• GOAL
Give a verbatim copy of the lines below, minus the pictures.

##############################

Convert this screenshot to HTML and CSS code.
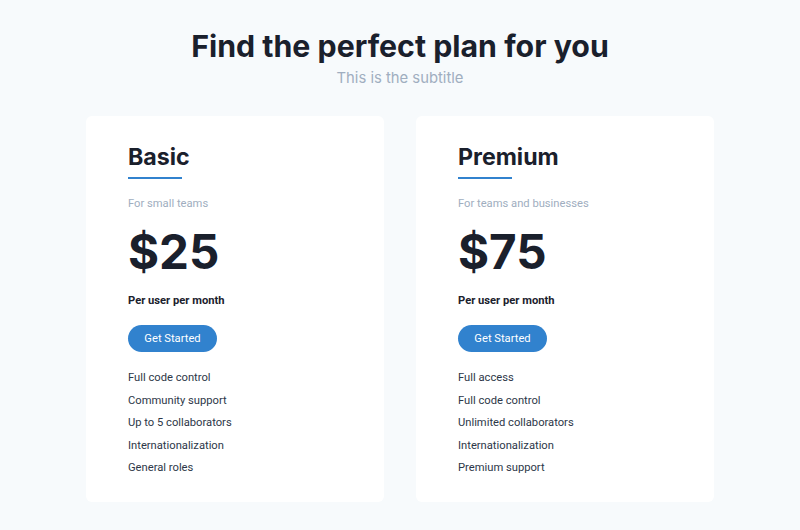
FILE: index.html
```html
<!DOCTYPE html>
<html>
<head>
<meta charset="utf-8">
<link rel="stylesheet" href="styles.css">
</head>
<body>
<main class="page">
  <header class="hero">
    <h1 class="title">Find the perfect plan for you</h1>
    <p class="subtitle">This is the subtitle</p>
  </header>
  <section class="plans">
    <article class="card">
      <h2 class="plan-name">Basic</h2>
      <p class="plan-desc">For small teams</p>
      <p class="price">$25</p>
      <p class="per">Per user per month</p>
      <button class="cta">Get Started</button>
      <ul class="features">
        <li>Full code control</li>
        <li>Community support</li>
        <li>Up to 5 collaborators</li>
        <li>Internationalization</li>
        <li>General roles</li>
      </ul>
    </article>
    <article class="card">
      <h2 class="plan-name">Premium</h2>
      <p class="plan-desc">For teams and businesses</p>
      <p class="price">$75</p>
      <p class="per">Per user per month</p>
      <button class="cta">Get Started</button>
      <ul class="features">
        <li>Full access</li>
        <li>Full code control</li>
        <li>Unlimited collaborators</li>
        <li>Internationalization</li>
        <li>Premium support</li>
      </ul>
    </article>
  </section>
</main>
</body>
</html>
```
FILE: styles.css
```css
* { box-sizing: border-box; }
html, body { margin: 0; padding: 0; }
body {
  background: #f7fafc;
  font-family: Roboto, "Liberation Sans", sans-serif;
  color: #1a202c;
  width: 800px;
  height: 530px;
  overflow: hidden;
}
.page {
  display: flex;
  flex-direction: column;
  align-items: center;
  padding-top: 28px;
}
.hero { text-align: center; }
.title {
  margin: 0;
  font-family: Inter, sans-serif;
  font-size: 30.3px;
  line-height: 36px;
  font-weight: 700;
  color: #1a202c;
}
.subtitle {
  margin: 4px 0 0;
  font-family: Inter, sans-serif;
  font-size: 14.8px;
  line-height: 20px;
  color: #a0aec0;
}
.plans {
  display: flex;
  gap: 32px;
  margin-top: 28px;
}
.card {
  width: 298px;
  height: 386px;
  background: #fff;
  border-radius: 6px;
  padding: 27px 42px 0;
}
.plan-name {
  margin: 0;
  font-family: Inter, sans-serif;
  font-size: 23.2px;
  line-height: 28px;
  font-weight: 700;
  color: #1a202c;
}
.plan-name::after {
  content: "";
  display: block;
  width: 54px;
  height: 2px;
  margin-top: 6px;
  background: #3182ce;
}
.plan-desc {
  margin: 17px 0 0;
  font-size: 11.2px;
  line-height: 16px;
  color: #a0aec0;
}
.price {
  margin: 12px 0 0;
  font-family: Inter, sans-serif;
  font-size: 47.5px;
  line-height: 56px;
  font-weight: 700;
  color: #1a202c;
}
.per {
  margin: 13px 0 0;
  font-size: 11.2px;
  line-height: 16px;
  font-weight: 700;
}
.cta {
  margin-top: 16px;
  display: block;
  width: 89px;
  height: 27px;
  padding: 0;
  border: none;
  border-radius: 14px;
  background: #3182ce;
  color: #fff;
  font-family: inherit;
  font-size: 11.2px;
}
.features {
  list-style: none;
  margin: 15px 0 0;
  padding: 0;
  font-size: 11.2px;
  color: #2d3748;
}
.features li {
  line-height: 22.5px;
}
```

##############################

• OUTPUT FOR THIS TASK
Convert this screenshot to HTML and CSS code.
FILE: index.html
```html
<!DOCTYPE html>
<html>
<head>
<meta charset="utf-8">
<link rel="stylesheet" href="styles.css">
</head>
<body>
<main class="page">
  <header class="hero">
    <h1 class="title">Find the perfect plan for you</h1>
    <p class="subtitle">This is the subtitle</p>
  </header>
  <section class="plans">
    <article class="card">
      <h2 class="plan-name">Basic</h2>
      <p class="plan-desc">For small teams</p>
      <p class="price">$25</p>
      <p class="per">Per user per month</p>
      <button class="cta">Get Started</button>
      <ul class="features">
        <li>Full code control</li>
        <li>Community support</li>
        <li>Up to 5 collaborators</li>
        <li>Internationalization</li>
        <li>General roles</li>
      </ul>
    </article>
    <article class="card">
      <h2 class="plan-name">Premium</h2>
      <p class="plan-desc">For teams and businesses</p>
      <p class="price">$75</p>
      <p class="per">Per user per month</p>
      <button class="cta">Get Started</button>
      <ul class="features">
        <li>Full access</li>
        <li>Full code control</li>
        <li>Unlimited collaborators</li>
        <li>Internationalization</li>
        <li>Premium support</li>
      </ul>
    </article>
  </section>
</main>
</body>
</html>
```
FILE: styles.css
```css
* { box-sizing: border-box; }
html, body { margin: 0; padding: 0; }
body {
  background: #f7fafc;
  font-family: Roboto, "Liberation Sans", sans-serif;
  color: #1a202c;
  width: 800px;
  height: 530px;
  overflow: hidden;
}
.page {
  display: flex;
  flex-direction: column;
  align-items: center;
  padding-top: 28px;
}
.hero { text-align: center; }
.title {
  margin: 0;
  font-family: Inter, sans-serif;
  font-size: 30.3px;
  line-height: 36px;
  font-weight: 700;
  color: #1a202c;
}
.subtitle {
  margin: 4px 0 0;
  font-family: Inter, sans-serif;
  font-size: 14.8px;
  line-height: 20px;
  color: #a0aec0;
}
.plans {
  display: flex;
  gap: 32px;
  margin-top: 28px;
}
.card {
  width: 298px;
  height: 386px;
  background: #fff;
  border-radius: 6px;
  padding: 27px 42px 0;
}
.plan-name {
  margin: 0;
  font-family: Inter, sans-serif;
  font-size: 23.2px;
  line-height: 28px;
  font-weight: 700;
  color: #1a202c;
}
.plan-name::after {
  content: "";
  display: block;
  width: 54px;
  height: 2px;
  margin-top: 6px;
  background: #3182ce;
}
.plan-desc {
  margin: 17px 0 0;
  font-size: 11.2px;
  line-height: 16px;
  color: #a0aec0;
}
.price {
  margin: 12px 0 0;
  font-family: Inter, sans-serif;
  font-size: 47.5px;
  line-height: 56px;
  font-weight: 700;
  color: #1a202c;
}
.per {
  margin: 13px 0 0;
  font-size: 11.2px;
  line-height: 16px;
  font-weight: 700;
}
.cta {
  margin-top: 16px;
  display: block;
  width: 89px;
  height: 27px;
  padding: 0;
  border: none;
  border-radius: 14px;
  background: #3182ce;
  color: #fff;
  font-family: inherit;
  font-size: 11.2px;
}
.features {
  list-style: none;
  margin: 15px 0 0;
  padding: 0;
  font-size: 11.2px;
  color: #2d3748;
}
.features li {
  line-height: 22.5px;
}
```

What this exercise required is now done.